- Manufacturer: A Pengelly & Co Duncan & Fraser
- Assembly: Adelaide
- Constructed: 1910-12
- Number built: 54
- Fleet numbers: 121-170, 191-194
- Capacity: 54 seats (as built) 49 or 50 (as modified) 100 standees

Specifications
- Car length: 13.11 metres / 43' 0⅜" (over bumpers)
- Width: 2.36 metres / 8' 10" (over footboards)
- Height: 3.53 metres
- Wheel diameter: 838 mm / 33" (driving) 508 mm / 20" (pony)
- Weight: 15.8 tons (126-170) 16.3 tons (others)
- Traction motors: 2 x 50hp GE 202 (121-125, 191-194) 2 x 50hp DK 11B (126-150) 2 x 65hp GE 201G (151-170)
- Power supply: 600 Volts DC
- Current collector(s): Trolley pole with trolley wheel
- Bogies: Brill 22E (121-125) Brush 22E (126-170, 191-194)
- Track gauge: 1,435 mm (4 ft 8+1⁄2 in)

= D type Adelaide tram =

Class of 20th-century tram in Adelaide

The Adelaide D type tram was a class of trams operated by the Municipal Tramways Trust on the Adelaide tram network from 1910 until 1958.

==History==
Between 1910 and 1912, A Pengelly & Co of Adelaide assembled 50 bogie closed combination trams for the Municipal Tramways Trust (MTT) from knock-down kits manufactured by the JG Brill Company of Philadelphia.

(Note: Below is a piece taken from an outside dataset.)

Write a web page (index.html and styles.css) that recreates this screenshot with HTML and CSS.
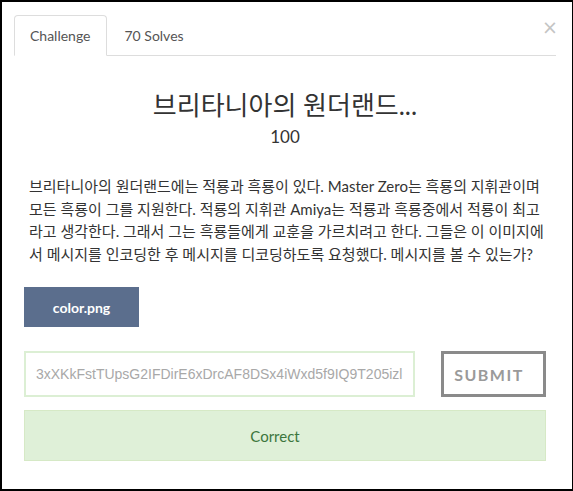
FILE: index.html
```html
<!DOCTYPE html>
<html lang="ko">
<head>
<meta charset="utf-8">
<link rel="stylesheet" href="styles.css">
</head>
<body>
<div class="modal">
  <button class="close" type="button">×</button>
  <ul class="tabs">
    <li class="tab active">Challenge</li>
    <li class="tab">70 Solves</li>
  </ul>
  <div class="content">
    <h3 class="title">브리타니아의 원더랜드...</h3>
    <h4 class="value">100</h4>
    <p class="desc">브리타니아의 원더랜드에는 적룡과 흑룡이 있다. Master Zero는 흑룡의 지휘관이며 모&#8288;든 흑룡이 그를 지원한다. 적룡의 지휘관 Amiya는 적룡과 흑룡중에서 적룡이 최고라고 생각한다. 그래서 그는 흑룡들에게 교훈을 가르치려고 한다. 그들은 이 이미지에서 메시지를 인코딩한 후 메시지를 디코딩하도록 요청했다. 메시지를 볼 수 있는가?</p>
    <div class="files"><a class="file-btn">color.png</a></div>
    <div class="submit-row">
      <input class="answer" type="text" value="3xXKkFstTUpsG2IFDirE6xDrcAF8DSx4iWxd5f9IQ9T205izl" readonly>
      <button class="submit" type="button">SUBMIT</button>
    </div>
    <div class="alert">Correct</div>
  </div>
</div>
</body>
</html>
```

FILE: styles.css
```css
* { box-sizing: border-box; }
html, body { margin: 0; padding: 0; background: #000; }
body {
  font-family: Lato, "Noto Sans CJK KR", sans-serif;
  color: #333;
}
.modal {
  position: relative;
  width: 573px;
  height: 491px;
  background: #fff;
  border: 2px solid #000;
  border-right-width: 1px;
  padding: 13px 16px 0 12px;
}
.close {
  position: absolute;
  top: 13px;
  right: 14px;
  border: 0;
  background: none;
  padding: 0;
  font-family: "DejaVu Sans", sans-serif;
  font-size: 19px;
  line-height: 24px;
  color: #c4c4c4;
}
.tabs {
  display: flex;
  margin: 0;
  padding: 0;
  list-style: none;
  border-bottom: 1px solid #ddd;
}
.tab {
  margin-right: 2px;
  margin-bottom: -1px;
  padding: 10px 15px;
  font-size: 14px;
  line-height: 19px;
  color: #555;
  border: 1px solid transparent;
  border-radius: 4px 4px 0 0;
}
.tab.active {
  background: #fff;
  border-color: #ddd #ddd #fff;
}
.content {
  padding: 0 10px;
}
.title {
  margin: 34px 0 0;
  font-size: 26px;
  font-weight: 400;
  line-height: 31px;
  text-align: center;
  color: #333;
}
.value {
  margin: 5px 0 0;
  font-size: 17px;
  font-weight: 400;
  line-height: 21px;
  text-align: center;
  color: #333;
}
.desc {
  margin: 28px 0 0;
  padding: 0 0 0 5px;
  font-size: 15px;
  line-height: 22.5px;
  color: #333;
}
.files {
  display: flex;
  margin-top: 22px;
}
.file-btn {
  display: flex;
  align-items: center;
  justify-content: center;
  width: 115px;
  height: 40px;
  background: #5b6e8d;
  color: #fff;
  font-size: 14px;
  font-weight: 700;
}
.submit-row {
  display: flex;
  justify-content: space-between;
  margin-top: 24px;
}
.answer {
  width: 391px;
  height: 46px;
  border: 2px solid #dcefd4;
  padding: 0 10px;
  font-family: "Liberation Sans", Arial, sans-serif;
  font-size: 14px;
  color: #a8a8a8;
  outline: none;
}
.submit {
  width: 105px;
  height: 46px;
  border: 3px solid #8a8a8a;
  background: #fff;
  font-family: Lato, sans-serif;
  font-size: 16px;
  font-weight: 700;
  letter-spacing: 1.5px;
  color: #9a9a9a;
  padding: 0 9px 0 0;
}
.alert {
  margin-top: 13px;
  height: 51px;
  padding: 0 35px 0 15px;
  display: flex;
  align-items: center;
  justify-content: center;
  background: #dff0d8;
  border: 1px solid #d6e9c6;
  color: #3c763d;
  font-size: 15px;
}
```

Numbered 121-170, they were built to provide increased passenger carrying capacity for the planned expansion of Adelaide's electric tramway network into the outer suburbs. When the MTT introduced an alphabetic classification system in 1923, they were classified as the D type. A further 20 were built as open combination trams numbered 101-120 that later became the E type. All were delivered with 22E bogies, the sets under 121-125 being manufactured by JG Brill Company, the remainder by Brush Electrical Machines.

Meanwhile, in 1912 Duncan & Fraser (Adelaide) had built four almost identical trams (there were only slight differences in detail between the trams of the two manufacturers, such as the Duncan & Fraser cars having concave rocker panels rather than convex); for the Prahran & Malvern Tramways Trust in Melbourne, and were allocated numbers 21 to 24. In 1916 they were sold to the Hawthorn Tramways Trust (HTT), where they retained fleet numbers 21 to 24.

All passed to the Melbourne & Metropolitan Tramways Board (MMTB) on 2 February 1920 when it took over the HTT, being renumbered 127 to 130 and designated the O-class. Due to their unpopularity in Melbourne, and having built sufficient standard W-class trams to render smaller groups of older non-standard cars surplus, the O-class were amongst the first electric trams to be disposed of by the MMTB. All four were sold to the MTT and returned to Adelaide in January 1927 entering service as D type trams 191 to 194 (renumbered from 128, 130, 127, and 129 respectively).

During the 1920s all the Metropolitan cars had their track brakes removed when pneumatic brake equipment was fitted, although unlike the Adelaide trams, the former O-class trams had their brake notches disabled when air brakes were fitted in Melbourne. Due to the dangers faced by conductors collecting fares while balancing on footboards, an aisle was cut through four of the six cross-bench seats in 1935 - except for numbers 191 to 194 which had already had five seats so treated prior to leaving Melbourne. The last D types remained in service until the closure of the street-based tramway network in 1958.